Problem
To show that a measure $\mu$ defined on a metric space $(S,d)$ is regular.
- outer regularity: approximation by inner closed sets
- inner regularity: approximation by outer open sets
Discussion
Since this problem involves all borel sets $A \in \mathcal{B}(S)$, the direct way $\forall A \in \mathcal{B}(S), \dots$ won't work. We have to use the indirect way: denote \(\mathcal{C} = \lbrace A \in \mathcal{B}(S) \mid \mathinner{\text{desired properties}} \dots \rbrace.\) Show that
- $\mathcal{C}$ is a $\sigma$-algebra;
- $\mathcal{C}$ contains all open sets.
Since $\mathcal{B}(S)$ is generated by open sets, then we get the desired conclusion.
I thought the property in the definition of $\mathcal{C}$ would be either one of the regularity conditions (1) and (2). WLOG, I had chosen (1). However, I was unable to "turn $A$ inside out". (i.e. I couldn't show stability under set complement.)
The trick of preimage by metric $d$ wouldn't help because $A$ isn't necessarily $\mu$-continuous. (i.e. $\mu(\partial A) > 0$)
\[ F_\epsilon = \{x \in S \mid d(x,A^\complement) \ge \epsilon\} \]
In this case, all outer open approximation $F_{1/n}^\complement$ would contain $\partial A$, which we may not want.
\[ \bigcap_{\epsilon>0} F_\epsilon^\complement = \{x \in S \mid d(x,A^\complement) \le 0\} = \overline{A^\complement} \]

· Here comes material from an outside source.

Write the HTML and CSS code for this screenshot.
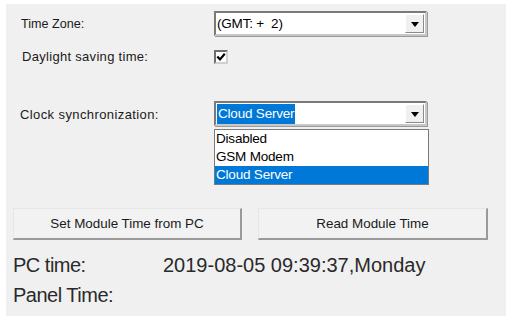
FILE: index.html
```html
<!DOCTYPE html>
<html>
<head>
<meta charset="utf-8">
<link rel="stylesheet" href="styles.css">
</head>
<body>
<div class="panel">
  <div class="row row-tz">
    <span class="label">Time Zone:</span>
    <div class="combo">
      <span class="combo-text">(GMT: + &nbsp;2)</span>
      <span class="combo-btn"><svg width="8" height="5" viewBox="0 0 8 5"><path d="M0 0H8L4 5Z" fill="#000"/></svg></span>
    </div>
  </div>
  <div class="row row-dst">
    <span class="label">Daylight saving time:</span>
    <span class="check"><svg width="10" height="10" viewBox="0 0 10 10"><path d="M1.3 4.4L4 7.4L8.8 1.8" fill="none" stroke="#000" stroke-width="2.2"/></svg></span>
  </div>
  <div class="row row-sync">
    <span class="label">Clock synchronization:</span>
    <div class="control">
      <div class="combo">
        <span class="combo-text"><span class="sel">Cloud Server</span></span>
        <span class="combo-btn"><svg width="8" height="5" viewBox="0 0 8 5"><path d="M0 0H8L4 5Z" fill="#000"/></svg></span>
      </div>
      <ul class="list">
        <li>Disabled</li>
        <li>GSM Modem</li>
        <li class="active">Cloud Server</li>
      </ul>
    </div>
  </div>
  <div class="buttons">
    <button class="btn btn-set">Set Module Time from PC</button>
    <button class="btn btn-read">Read Module Time</button>
  </div>
  <div class="times">
    <div class="time-row"><span class="time-label">PC time:</span><span class="time-val">2019-08-05 09:39:37,Monday</span></div>
    <div class="time-row"><span class="time-label">Panel Time:</span></div>
  </div>
</div>
</body>
</html>
```

FILE: styles.css
```css
html, body {
  margin: 0;
  padding: 0;
  background: #ffffff;
}
body {
  font-family: "Liberation Sans", Arial, sans-serif;
  color: #000;
}
.panel {
  margin: 4px 0 0 6px;
  width: 500px;
  height: 312px;
  background: #f0f0f0;
  overflow: hidden;
}
.row {
  display: flex;
  align-items: flex-start;
}
.label {
  width: 193px;
  padding-left: 15px;
  padding-top: 1px;
  font-size: 12.6px;
  line-height: 25px;
  color: #1a1a1a;
}
.row-tz {
  padding-top: 7px;
}
.row-dst {
  margin-top: 13px;
  height: 14px;
}
.row-dst .label {
  line-height: 14px;
  padding-top: 0;
  padding-left: 16px;
  width: 192px;
  font-size: 13px;
  letter-spacing: 0.3px;
}
.row-sync {
  margin-top: 37px;
}
.row-sync .label {
  padding-left: 14px;
  width: 194px;
  font-size: 13px;
  letter-spacing: 0.4px;
}
.combo {
  width: 209px;
  height: 21px;
  background: #fff;
  border-style: solid;
  border-width: 2px;
  border-color: #7a7a7a #c8c8c8 #c8c8c8 #7a7a7a;
  display: flex;
  align-items: center;
  justify-content: space-between;
  box-shadow: 1px 1px 0 #9a9a9a;
}
.combo-text {
  font-size: 13.5px;
  padding-left: 1px;
  line-height: 20px;
  letter-spacing: -0.2px;
}
.sel {
  background: #0078d7;
  color: #fff;
  padding: 0 1px;
  display: inline-block;
  line-height: 20px;
}
.combo-btn {
  width: 19px;
  height: 19px;
  margin-right: 1px;
  background: #f0f0f0;
  border-style: solid;
  border-width: 1px;
  border-color: #fff #8a8a8a #8a8a8a #fff;
  box-sizing: border-box;
  display: flex;
  align-items: center;
  justify-content: center;
}
.combo-btn svg {
  margin-top: 1px;
}
.check {
  width: 14px;
  height: 14px;
  box-sizing: border-box;
  background: #fff;
  border-style: solid;
  border-width: 2px;
  border-color: #6e6e6e #d0d0d0 #d0d0d0 #6e6e6e;
  display: flex;
  align-items: center;
  justify-content: center;
}
.control {
  display: flex;
  flex-direction: column;
}
.list {
  list-style: none;
  margin: 3px 0 0 0;
  padding: 0;
  width: 213px;
  background: #fff;
  border: 1px solid #7a7a7a;
  font-size: 13.5px;
  letter-spacing: -0.2px;
}
.list li {
  height: 18px;
  line-height: 18px;
  padding-left: 1px;
}
.list li.active {
  background: #0078d7;
  color: #fff;
}
.buttons {
  margin-top: 23px;
  padding-left: 7px;
  display: flex;
  gap: 16px;
}
.btn {
  font-family: "Liberation Sans", Arial, sans-serif;
  font-size: 13.4px;
  color: #1a1a1a;
  height: 32px;
  background: #f2f2f2;
  border-style: solid;
  border-width: 1px 2px 2px 1px;
  border-color: #e6e6e6 #9a9a9a #9a9a9a #e6e6e6;
  padding: 0;
}
.btn-set {
  width: 229px;
}
.btn-read {
  width: 230px;
}
.times {
  margin-top: 10px;
  padding-left: 7px;
  font-size: 20px;
  color: #2a2a2a;
}
.time-row {
  display: flex;
  line-height: 30px;
}
.time-label {
  width: 150px;
  letter-spacing: -0.5px;
}
```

By construction of $\mathcal{C}$, each member $A \in \mathcal{C}$ only has outer approximation. When we take complement $A^\complement$, we're turning things inside out, so we need inner approximations, but there's no way to construct this with our metric $d$.
Solution
To overcome this $\mu$-discontinuity problem, we have to include also regularity condition (2) while defining $\mathcal{C}$. In this way, we can sandwich $A^\complement$ by $F$ and $G$. Since $\mu(G \setminus F)$ can be made arbitrarily small, that will approximate $\mu(A^\complement \setminus G^\complement)$ well. However, the price for this is that checking $\mathcal{C}$ is a $\sigma$-algebra requires more work.
Polish our space
If $(S, d)$ is a Polish space, then the measure $\mu$ can be tightened. Since a Polish space is, by definition, separation, proofs often start with dense sequence $(x_k)_k$ in $S$.
One of my classmates asked why we couldn't simply take the compact set to be \(K = \bigcup_{k=1}^{n_p} \bar{B}(x_k,\frac1p)\). My instructor reminded us that a closed unit ball is compact iff the space is finite dimensional.
For example, in $\R^\N$, i.e. the space of real-valued sequences, the orthonormal basis $(e_n)_n$ is a sequence in the closed unit ball centred at the origin having no convergent subsequence. (The $\ell^p$ distance between any two distinct elements is $2^{1/p}$ for any $p>0$.)
To make $K$ compact, we need to make it totally bounded, so that total boundedness and completeness are equivalent to compactness in metric spaces.
\[ K = \bigcap_{p>0}\bigcup_{k=1}^{n_p}\overline{B}\left(x_k,\frac{1}{p}\right) \]
Since that's my personal reminder, I'll leave out the technical details.